Unlike previous iterations of the net we have created, for this one we would have to modularize the initialization of the network's parameters, as well as make the forward and backward passes that handles those N layers.

Also, unlike previous iterations of the net we have created, this one will include 'batch normalization', which is used to maintain a fixed distibution of the values of each layer of the network as the network trains.
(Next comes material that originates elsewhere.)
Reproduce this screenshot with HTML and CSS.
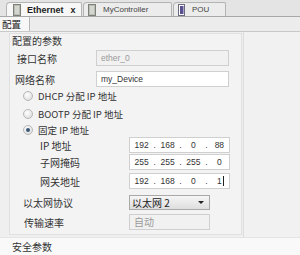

This mitigates 'Internal Covariate Shift', which is the phenomenon that describes the change in the distribution of the network activations due to change in network parameters.

We will also implement dropout, which drops random neurons in each layer during training, so as to help mitigate overfitting, as well as allow neurons which would not commonly be used for training to be used more readily, so as to reduce co-adaptation of the neurons.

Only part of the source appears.